Mais la lune de miel achoppe sur les prétentions hégémoniques de Napoléon. Pie VII s’oppose-t-il au blocus continental ? On occupe ses États (1808), on arrête le pape et on le transfère à Savone (1809) puis à Fontainebleau (1812). Rome, annexée, est proclamée seconde capitale de l’Empire français. Les dix-huit mois de captivité papale dans le château de François Ier justifient la localisation de l’exposition à Fontainebleau. C’est le moment d’évoquer la «geôle dorée» du successeur de saint Pierre, mais aussi la vaine lutte de Napoléon contre un clergé rétif et une opinion de plus en plus désapprobatrice.

L’Empire s’écroulant, Pie VII regagnera ses États et, peu rancunier, donnera asile aux Napoléonides déchus. Ses deux séjours français auront montré – nouveau paradoxe – que la France révolutionnaire et déchristianisée restait profondément fascinée par la figure pontificale.

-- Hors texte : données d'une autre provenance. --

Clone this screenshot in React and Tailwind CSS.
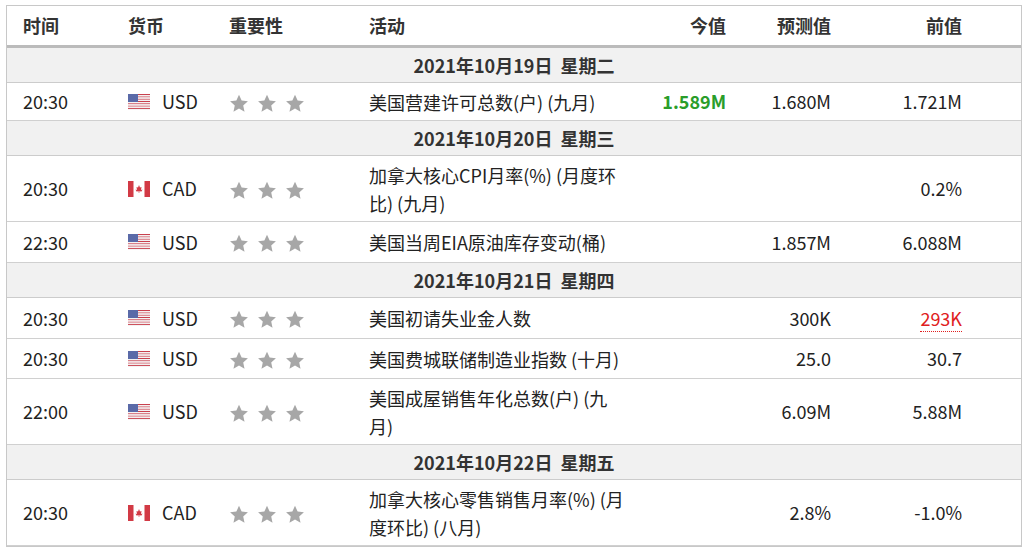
const US = () => (
  <svg width="22" height="16" viewBox="0 0 22 16" className="shrink-0">
    {[0,1,2,3,4,5,6].map(i => <rect key={i} x="0" y={i*2.3} width="22" height="1.15" fill="#c9404e" />)}
    {[0,1,2,3,4,5,6].map(i => <rect key={'w'+i} x="0" y={i*2.3+1.15} width="22" height="1.15" fill="#f3f3f3" />)}
    <rect x="0" y="0" width="10" height="8" fill="#5a6aa8" />
  </svg>
);
const CA = () => (
  <svg width="22" height="16" viewBox="0 0 22 16" className="shrink-0">
    <rect width="22" height="16" fill="#fff" />
    <rect width="5.5" height="16" fill="#d23a45" />
    <rect x="16.5" width="5.5" height="16" fill="#d23a45" />
    <path d="M11 4 L12 6.5 L13.5 6 L13 9 L14.5 8.5 L13.5 10.5 L11.3 10.3 L11.3 12 L10.7 12 L10.7 10.3 L8.5 10.5 L7.5 8.5 L9 9 L8.5 6 L10 6.5 Z" fill="#d23a45" />
  </svg>
);
const Star = () => (
  <svg width="20" height="19" viewBox="0 0 24 23"><path d="M12 1l3.2 7 7.6.8-5.7 5.1 1.6 7.5L12 17.6 5.3 21.4l1.6-7.5L1.2 8.8 8.8 8z" fill="#a7a7a7"/></svg>
);
const cols = "grid grid-cols-[104px_105px_140px_275px_95px_105px_131px_61px]";
const rows = [
  {d:"2021年10月19日  星期二"},
  {t:"20:30",c:"USD",f:"us",a:"美国营建许可总数(户) (九月)",n:"1.589M",nc:"green",p:"1.680M",v:"1.721M",h:38},
  {d:"2021年10月20日  星期三"},
  {t:"20:30",c:"CAD",f:"ca",a:"加拿大核心CPI月率(%) (月度环比) (九月)",n:"",p:"",v:"0.2%",h:66},
  {t:"22:30",c:"USD",f:"us",a:"美国当周EIA原油库存变动(桶)",n:"",p:"1.857M",v:"6.088M",h:41},
  {d:"2021年10月21日  星期四"},
  {t:"20:30",c:"USD",f:"us",a:"美国初请失业金人数",n:"",p:"300K",v:"293K",vc:"red",h:41},
  {t:"20:30",c:"USD",f:"us",a:"美国费城联储制造业指数 (十月)",n:"",p:"25.0",v:"30.7",h:40},
  {t:"22:00",c:"USD",f:"us",a:"美国成屋销售年化总数(户) (九月)",n:"",p:"6.09M",v:"5.88M",h:66},
  {d:"2021年10月22日  星期五"},
  {t:"20:30",c:"CAD",f:"ca",a:"加拿大核心零售销售月率(%) (月度环比) (八月)",n:"",p:"2.8%",v:"-1.0%",h:66},
];
export default function App() {
  return (
    <div className="w-[1028px] h-[555px] bg-white pt-[5px] pl-[6px] text-[18px] text-[#222] overflow-hidden" style={{fontFamily:'"Noto Sans CJK SC","Noto Sans",sans-serif'}}>
      <div className="w-[1016px] border border-[#c8c8c8]">
        <div className={cols + " h-[42px] items-center font-bold text-[#333] border-b-[3px] border-[#bbb]"}>
          <div className="pl-[16px]">时间</div><div className="pl-[17px]">货币</div><div className="pl-[13px]">重要性</div><div className="pl-[13px]">活动</div>
          <div className="text-right">今值</div><div className="text-right">预测值</div><div className="text-right">前值</div><div/>
        </div>
        {rows.map((r,i)=> r.d ? (
          <div key={i} className="h-[35px] bg-[#f1f1f1] border-b border-[#ccc] flex items-center justify-center font-bold text-[#333] whitespace-pre">{r.d}</div>
        ) : (
          <div key={i} className={cols + " items-center border-b border-[#d0d0d0]"} style={{height:r.h}}>
            <div className="pl-[16px]">{r.t}</div>
            <div className="pl-[17px] flex items-center gap-[12px]">{r.f==="us"?<US/>:<CA/>}<span>{r.c}</span></div>
            <div className="pl-[13px] flex gap-[8px] pt-[3px]"><Star/><Star/><Star/></div>
            <div className="pl-[13px] leading-[28px]">{r.a}</div>
            <div className={"text-right " + (r.nc==="green"?"text-[#2a9d2a] font-bold":"")}>{r.n}</div>
            <div className="text-right">{r.p}</div>
            <div className="text-right">{r.vc==="red"?<span className="text-[#e02020] border-b border-dotted border-[#e02020]">{r.v}</span>:r.v}</div>
            <div/>
          </div>
        ))}
      </div>
    </div>
  );
}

Étonnante destinée de cette «fille aînée de l’Église», toujours rebelle, toujours prompte à moquer le pape et l’Italie comme à leur demander des chapelets et des rosaires.

Les lecteurs intéressés par l’histoire et l’art des premières années du XIXe siècle auront tout intérêt à se procurer ce volume, dont la maquette est entièrement au service d’un texte riche et précis et d’une iconographie d’une qualité exceptionnelle.